Grounded theory (core goal)
Develop theory "from the ground up" by studying social processes/interactions through iterative data collection and analysis.
Grounded theory (what it produces)
Usually mid-range theory, frameworks, typologies (not usually "grand theory").
Grounded theory (iterative process)
Collect data → analyze → refine concepts → collect more (theoretical sampling) → repeat until saturation.
Theoretical sampling (GT meaning)
Sampling guided by the emerging theory to fill gaps and refine concepts.
Theoretical saturation (GT meaning)
Point where additional data no longer adds new insights to categories/concepts.
Grounded theory (analysis features)
Constant comparison; iterative coding cycles (open, axial, selective coding).
Grounded theory (advantages)
Systematic approach; generates theory grounded in data; adaptable across contexts.
Grounded theory (disadvantages)
Time/resource intensive; can become complex; risk of losing contextual richness if overly abstract.
Action research (core idea)
Collaborative research + problem-solving where community/stakeholders become partners (often co-researchers).

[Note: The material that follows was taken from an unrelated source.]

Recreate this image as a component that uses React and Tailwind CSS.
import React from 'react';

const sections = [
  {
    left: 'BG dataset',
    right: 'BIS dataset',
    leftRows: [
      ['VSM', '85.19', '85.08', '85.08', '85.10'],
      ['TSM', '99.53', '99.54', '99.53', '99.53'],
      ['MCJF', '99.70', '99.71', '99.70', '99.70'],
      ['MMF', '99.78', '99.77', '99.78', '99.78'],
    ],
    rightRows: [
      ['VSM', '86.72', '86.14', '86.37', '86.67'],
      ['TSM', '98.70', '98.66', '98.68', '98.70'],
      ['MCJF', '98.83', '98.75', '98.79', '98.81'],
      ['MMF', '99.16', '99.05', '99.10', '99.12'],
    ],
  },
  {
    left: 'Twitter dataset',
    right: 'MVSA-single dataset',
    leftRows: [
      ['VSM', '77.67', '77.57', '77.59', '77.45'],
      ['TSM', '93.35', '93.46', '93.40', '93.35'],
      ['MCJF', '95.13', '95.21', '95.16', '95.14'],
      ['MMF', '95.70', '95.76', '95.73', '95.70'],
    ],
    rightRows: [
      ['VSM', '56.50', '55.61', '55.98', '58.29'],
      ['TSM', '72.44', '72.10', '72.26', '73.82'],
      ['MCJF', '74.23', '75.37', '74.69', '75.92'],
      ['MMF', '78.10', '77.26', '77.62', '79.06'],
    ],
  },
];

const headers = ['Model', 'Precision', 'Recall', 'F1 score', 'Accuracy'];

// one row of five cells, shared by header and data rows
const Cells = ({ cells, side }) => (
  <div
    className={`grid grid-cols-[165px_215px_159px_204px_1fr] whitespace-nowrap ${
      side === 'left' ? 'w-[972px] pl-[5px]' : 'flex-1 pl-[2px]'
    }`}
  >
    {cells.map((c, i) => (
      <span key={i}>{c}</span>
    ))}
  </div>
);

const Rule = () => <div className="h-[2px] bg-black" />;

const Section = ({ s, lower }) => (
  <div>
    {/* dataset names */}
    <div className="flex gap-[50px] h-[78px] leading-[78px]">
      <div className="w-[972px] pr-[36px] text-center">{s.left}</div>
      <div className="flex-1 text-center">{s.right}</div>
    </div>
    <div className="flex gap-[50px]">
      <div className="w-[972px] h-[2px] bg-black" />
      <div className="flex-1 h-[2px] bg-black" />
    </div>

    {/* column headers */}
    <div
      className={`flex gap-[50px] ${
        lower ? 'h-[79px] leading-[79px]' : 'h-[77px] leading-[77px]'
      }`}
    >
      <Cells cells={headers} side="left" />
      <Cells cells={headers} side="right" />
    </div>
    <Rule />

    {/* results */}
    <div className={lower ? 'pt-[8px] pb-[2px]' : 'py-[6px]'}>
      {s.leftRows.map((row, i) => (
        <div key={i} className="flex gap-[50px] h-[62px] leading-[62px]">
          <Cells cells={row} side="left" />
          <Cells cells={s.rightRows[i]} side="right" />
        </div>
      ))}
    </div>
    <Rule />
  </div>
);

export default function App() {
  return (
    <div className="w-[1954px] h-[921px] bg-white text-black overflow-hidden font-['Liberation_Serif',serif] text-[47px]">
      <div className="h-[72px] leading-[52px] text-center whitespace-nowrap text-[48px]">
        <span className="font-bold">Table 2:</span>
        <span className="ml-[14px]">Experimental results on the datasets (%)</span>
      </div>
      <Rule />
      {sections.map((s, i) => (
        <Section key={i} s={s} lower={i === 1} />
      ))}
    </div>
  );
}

Action research (what participants do)
Help identify/prioritize the problem, design data collection, analyze/interpret findings, and share results.
Action research (purpose)
"Living knowledge" tied to real change; emphasizes participation, empowerment, and capacity building.
Action research (advantages)
Empowers stakeholders; builds capacity; iterative improvement based on feedback; practical impact.
Action research (disadvantages)
Time/resource heavy; ethics + rigor can be challenging in dynamic settings; power dynamics are hard to manage; sustainability after the study can be difficult.
Linking paradigms ↔ designs (common pairings)
Descriptive: often post-positivist/pragmatic; Phenomenology: interpretivist (sometimes constructivist); Case study: interpretivist/constructivist (can be post-positivist if theory-testing); Ethnography: interpretivist or critical (critical ethnography); Grounded theory: constructivist (Charmaz) or post-positivist (original Glaser/Strauss); Action research: critical or pragmatic/post-positivist depending on goals.
Exam housekeeping: menti wording
Use menti as a learning support tool, but don't assume the exam will copy exact menti wording—focus on the concepts/definitions and being able to apply them.
Exam housekeeping: "stats from abstracts?"
Usually you're expected to understand the point of the abstract (aim, design, methods, paradigm fit, contribution), not memorize specific numeric statistics—unless your instructor explicitly said stats are testable.